On the subject of grain marketing, like many others I could use some helpful hints, but the speakers solution appeared to be merchant pools – a concept I have yet to embrace with comfort.
Into action
The next paper by Richard Beldam, a farmer from Worcestershire, on the assured combinable crops scheme, has since spurred me into action.
I am not one who enjoys the endless form filling, record keeping and bureaucracy with which we have to contend these days, but given that most thinking and caring farmers are already complying with the majority of the criteria of such a scheme, then we should at least examine it with open minds.
At Easton Lodge we have registered and been certificated for FABL and received into the in-house assurance scheme of * Hargrave & Co of Spalding following a farm audit.

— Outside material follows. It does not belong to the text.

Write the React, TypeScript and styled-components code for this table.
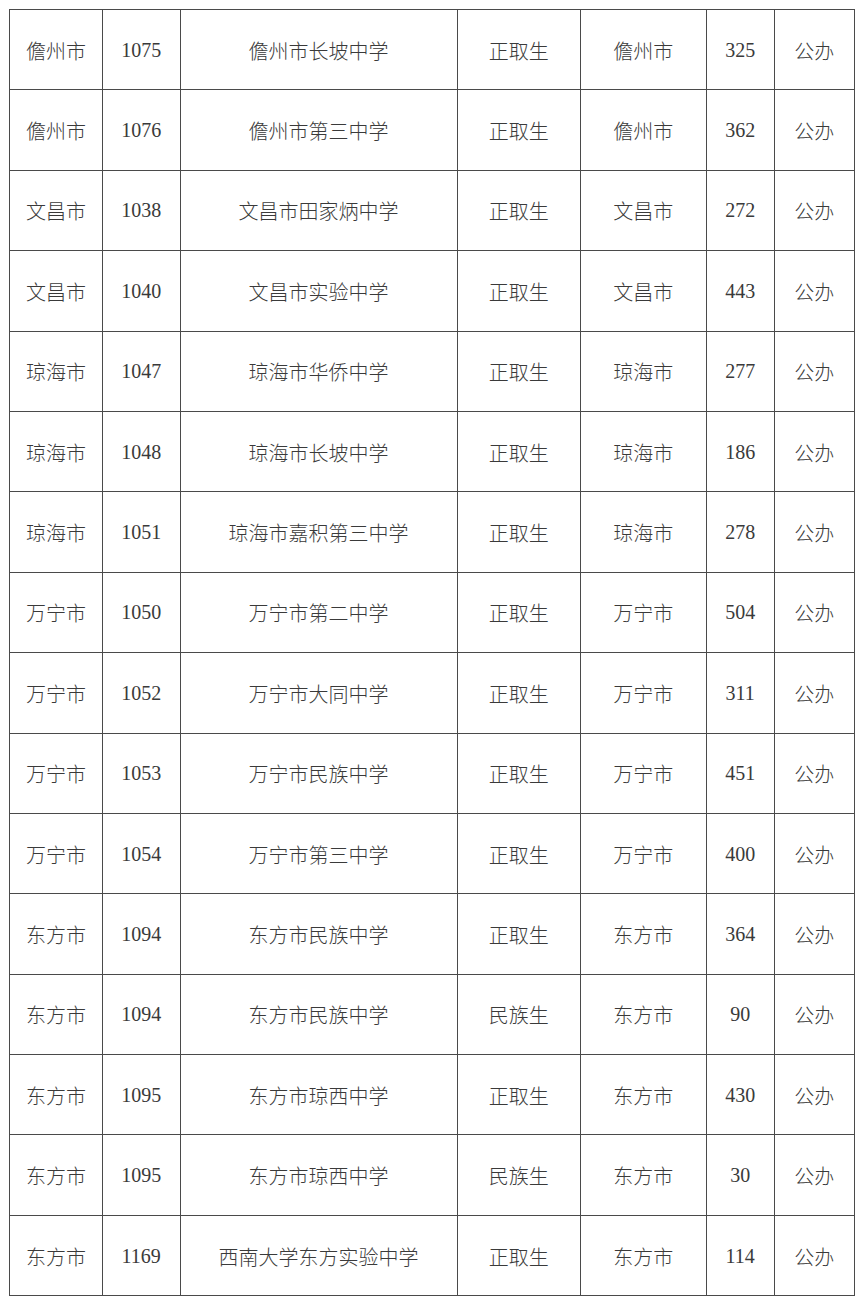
import React from "react";
import styled, { createGlobalStyle } from "styled-components";

const GlobalStyle = createGlobalStyle`
  html, body {
    margin: 0;
    padding: 0;
    background: #ffffff;
  }
`;

const Page = styled.div`
  width: 864px;
  height: 1304px;
  padding: 9px 0 0 9px;
  box-sizing: border-box;
  background: #fff;
`;

const Table = styled.table`
  border-collapse: collapse;
  table-layout: fixed;
  font-family: "Liberation Serif", "Noto Sans CJK SC", serif;
  font-size: 20px;
  font-weight: 300;
  color: #3a3a3a;
`;

const Row = styled.tr`
  height: 80.4px;
`;

const Cell = styled.td<{ $w: number }>`
  width: ${(p) => p.$w}px;
  border: 1.5px solid #4a4a4a;
  text-align: center;
  vertical-align: middle;
  padding: 1px 0 0;
  white-space: nowrap;
`;

const widths = [92, 76.5, 276, 122.5, 124.5, 67.5, 78.5];

const rows: string[][] = [
  ["儋州市", "1075", "儋州市长坡中学", "正取生", "儋州市", "325", "公办"],
  ["儋州市", "1076", "儋州市第三中学", "正取生", "儋州市", "362", "公办"],
  ["文昌市", "1038", "文昌市田家炳中学", "正取生", "文昌市", "272", "公办"],
  ["文昌市", "1040", "文昌市实验中学", "正取生", "文昌市", "443", "公办"],
  ["琼海市", "1047", "琼海市华侨中学", "正取生", "琼海市", "277", "公办"],
  ["琼海市", "1048", "琼海市长坡中学", "正取生", "琼海市", "186", "公办"],
  ["琼海市", "1051", "琼海市嘉积第三中学", "正取生", "琼海市", "278", "公办"],
  ["万宁市", "1050", "万宁市第二中学", "正取生", "万宁市", "504", "公办"],
  ["万宁市", "1052", "万宁市大同中学", "正取生", "万宁市", "311", "公办"],
  ["万宁市", "1053", "万宁市民族中学", "正取生", "万宁市", "451", "公办"],
  ["万宁市", "1054", "万宁市第三中学", "正取生", "万宁市", "400", "公办"],
  ["东方市", "1094", "东方市民族中学", "正取生", "东方市", "364", "公办"],
  ["东方市", "1094", "东方市民族中学", "民族生", "东方市", "90", "公办"],
  ["东方市", "1095", "东方市琼西中学", "正取生", "东方市", "430", "公办"],
  ["东方市", "1095", "东方市琼西中学", "民族生", "东方市", "30", "公办"],
  ["东方市", "1169", "西南大学东方实验中学", "正取生", "东方市", "114", "公办"],
];

export default function App() {
  return (
    <>
      <GlobalStyle />
      <Page>
        <Table>
          <tbody>
            {rows.map((r, i) => (
              <Row key={i}>
                {r.map((c, j) => (
                  <Cell key={j} $w={widths[j]}>
                    {c}
                  </Cell>
                ))}
              </Row>
            ))}
          </tbody>
        </Table>
      </Page>
    </>
  );
}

Early in the New Year we will have completed all necessary repairs and modifications to enable us to pass inspection for the FAB pigs scheme.
So why not combinable crops, or, better still, why not a whole farm assurance scheme? As Mr Beldam concluded: "Dont regard it as a problem but as an opportunity and a challenge."
The 25-year-old borehole, which supplies us with water, was beginning to show signs of collapse so we felt it was time to drill a fresh one. Work on a new borehole was carried out under the watchful eye of Pettifer Draining and Water Services and drilling contractor George Lack and Sons.